We asked UNC boys what they thought about Playboy’s no nudity rule
‘Hugh Hefner must be losing his mind with old age’
Let’s take a moment of silence for all of the 12-year-old boys out there with Playboy mags stuffed underneath their mattresses.
As of March 2016, “Playboy” magazine will no longer feature nude women in its print editions. There have been rumors circulating for some time now regarding an update with the company, and CEO Hugh Hefner along with the editor of the magazine came to the decision on Monday to officially make this drastic change.
We walked through the Pit to see what the men on campus think about Playboy Bunnies putting their clothes on, and here is what they told us.

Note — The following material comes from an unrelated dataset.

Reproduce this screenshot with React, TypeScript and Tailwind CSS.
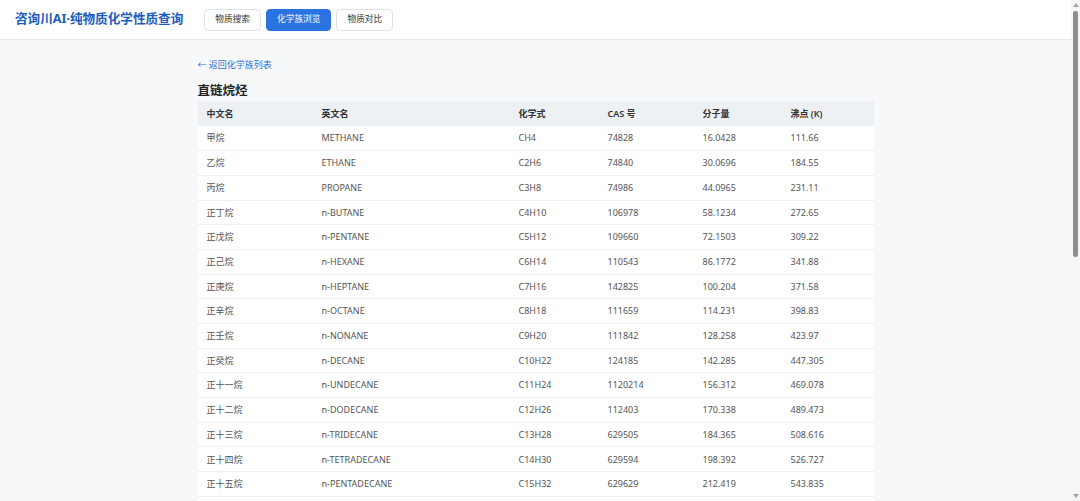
import React from 'react';

type Row = [string, string, string, string, string, string];

const rows: Row[] = [
  ['甲烷', 'METHANE', 'CH4', '74828', '16.0428', '111.66'],
  ['乙烷', 'ETHANE', 'C2H6', '74840', '30.0696', '184.55'],
  ['丙烷', 'PROPANE', 'C3H8', '74986', '44.0965', '231.11'],
  ['正丁烷', 'n-BUTANE', 'C4H10', '106978', '58.1234', '272.65'],
  ['正戊烷', 'n-PENTANE', 'C5H12', '109660', '72.1503', '309.22'],
  ['正己烷', 'n-HEXANE', 'C6H14', '110543', '86.1772', '341.88'],
  ['正庚烷', 'n-HEPTANE', 'C7H16', '142825', '100.204', '371.58'],
  ['正辛烷', 'n-OCTANE', 'C8H18', '111659', '114.231', '398.83'],
  ['正壬烷', 'n-NONANE', 'C9H20', '111842', '128.258', '423.97'],
  ['正癸烷', 'n-DECANE', 'C10H22', '124185', '142.285', '447.305'],
  ['正十一烷', 'n-UNDECANE', 'C11H24', '1120214', '156.312', '469.078'],
  ['正十二烷', 'n-DODECANE', 'C12H26', '112403', '170.338', '489.473'],
  ['正十三烷', 'n-TRIDECANE', 'C13H28', '629505', '184.365', '508.616'],
  ['正十四烷', 'n-TETRADECANE', 'C14H30', '629594', '198.392', '526.727'],
  ['正十五烷', 'n-PENTADECANE', 'C15H32', '629629', '212.419', '543.835'],
  ['正十六烷', 'n-HEXADECANE', 'C16H34', '544763', '226.446', '560.014'],
  ['正十七烷', 'n-HEPTADECANE', 'C17H36', '629787', '240.473', '575.3'],
  ['正十八烷', 'n-OCTADECANE', 'C18H38', '593453', '254.5', '589.86'],
  ['正十九烷', 'n-NONADECANE', 'C19H40', '629925', '268.527', '603.05'],
  ['正二十烷', 'n-EICOSANE', 'C20H42', '112958', '282.553', '616.93'],
  ['正二十一烷', 'n-HENEICOSANE', 'C21H44', '629947', '296.58', '629.65'],
  ['正二十二烷', 'n-DOCOSANE', 'C22H46', '629970', '310.607', '641.75'],
  ['正二十三烷', 'n-TRICOSANE', 'C23H48', '638675', '324.634', '653.35'],
  ['正二十四烷', 'n-TETRACOSANE', 'C24H50', '646311', '338.661', '664.45'],
  ['正二十五烷', 'n-PENTACOSANE', 'C25H52', '629992', '352.688', '675.05'],
  ['正二十六烷', 'n-HEXACOSANE', 'C26H54', '630013', '366.715', '685.35'],
  ['正二十七烷', 'n-HEPTACOSANE', 'C27H56', '593497', '380.741', '695.25'],
  ['正二十八烷', 'n-OCTACOSANE', 'C28H58', '630024', '394.768', '704.75'],
  ['正二十九烷', 'n-NONACOSANE', 'C29H60', '630035', '408.795', '713.95'],
  ['正三十烷', 'n-TRIACONTANE', 'C30H62', '638686', '422.822', '722.85'],
];

const headers = ['中文名', '英文名', '化学式', 'CAS 号', '分子量', '沸点 (K)'];
const widths = ['w-[115px]', 'w-[197px]', 'w-[89px]', 'w-[95px]', 'w-[88px]', 'w-[92px]'];

// 窗口右侧的滚动条
function FakeScrollbar() {
  return (
    <div className="fixed top-0 right-0 h-screen w-[9px] bg-[#f6f6f6] flex flex-col items-center">
      <span className="mt-[3px] w-0 h-0 border-x-[3px] border-x-transparent border-b-[4px] border-b-[#a3a3a3]" />
      <span className="mt-[4px] w-[5px] h-[246px] rounded-full bg-[#8d8d8d]" />
      <span className="mt-auto mb-[3px] w-0 h-0 border-x-[3px] border-x-transparent border-t-[4px] border-t-[#a3a3a3]" />
    </div>
  );
}

export default function App() {
  return (
    <div className="min-h-screen bg-[#f7f8fa] pr-[9px] font-['Noto_Sans','Noto_Sans_CJK_SC',sans-serif]">
      {/* 顶部导航 */}
      <header className="h-[40px] bg-white border-b border-[#e6e8eb] flex items-center px-[15px]">
        <h1 className="text-[12.6px] font-bold text-[#1d5cbd]">咨询川AI·纯物质化学性质查询</h1>
        <nav className="flex items-center gap-[5px] ml-[21px]">
          <button className="h-[22px] px-[10px] rounded-[4px] border border-[#dfe2e6] bg-white text-[8.7px] text-[#333]">物质搜索</button>
          <button className="h-[22px] px-[10px] rounded-[4px] border border-[#2b73e0] bg-[#2b73e0] text-[8.7px] text-white">化学族浏览</button>
          <button className="h-[22px] px-[10px] rounded-[4px] border border-[#dfe2e6] bg-white text-[8.7px] text-[#333]">物质对比</button>
        </nav>
      </header>

      <main className="w-[676px] mx-auto pt-[18px] pb-[40px]">
        <a href="#" className="text-[9px] text-[#2e6fd6] leading-[14px] block">← 返回化学族列表</a>
        <h2 className="text-[12.5px] font-bold text-[#222] mt-[10px] mb-[1px] leading-[18px]">直链烷烃</h2>

        <table className="w-full table-fixed border-collapse bg-white">
          <colgroup>
            {widths.map((w) => (
              <col key={w} className={w} />
            ))}
          </colgroup>
          <thead>
            <tr className="bg-[#eef1f4]">
              {headers.map((h) => (
                <th key={h} className="h-[25px] px-[9px] text-left text-[9px] font-semibold text-[#333]">
                  {h}
                </th>
              ))}
            </tr>
          </thead>
          <tbody>
            {rows.map((r) => (
              <tr key={r[1]} className="border-b border-[#eceef1]">
                {r.map((c, i) => (
                  <td key={i} className="h-[24.7px] px-[9px] text-[9px] text-[#555] whitespace-nowrap">
                    {c}
                  </td>
                ))}
              </tr>
            ))}
          </tbody>
        </table>
      </main>

      <FakeScrollbar />
    </div>
  );
}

Dashan Xu, junior, Philosophy and Anthropology
“I really don’t know why they would do that – they’re taking away the essence of their magazine. But, I suppose you can find pictures of those kind anywhere else anyways.”
Tyler Tirpak, junior, Economics
“The decision definitely gets away from what Playboy is all about. I bet they will go out of business because people won’t buy their material anymore. Hugh Hefner must be losing his mind with old age.”
Mohammed Hedadji, junior, Business
“I think it’s a good thing because it seems like it takes away from journalism as a whole if people are only reading the magazine for the naked girls. I bet they will decrease in sales, but people will actually read the articles now. If they even have articles.”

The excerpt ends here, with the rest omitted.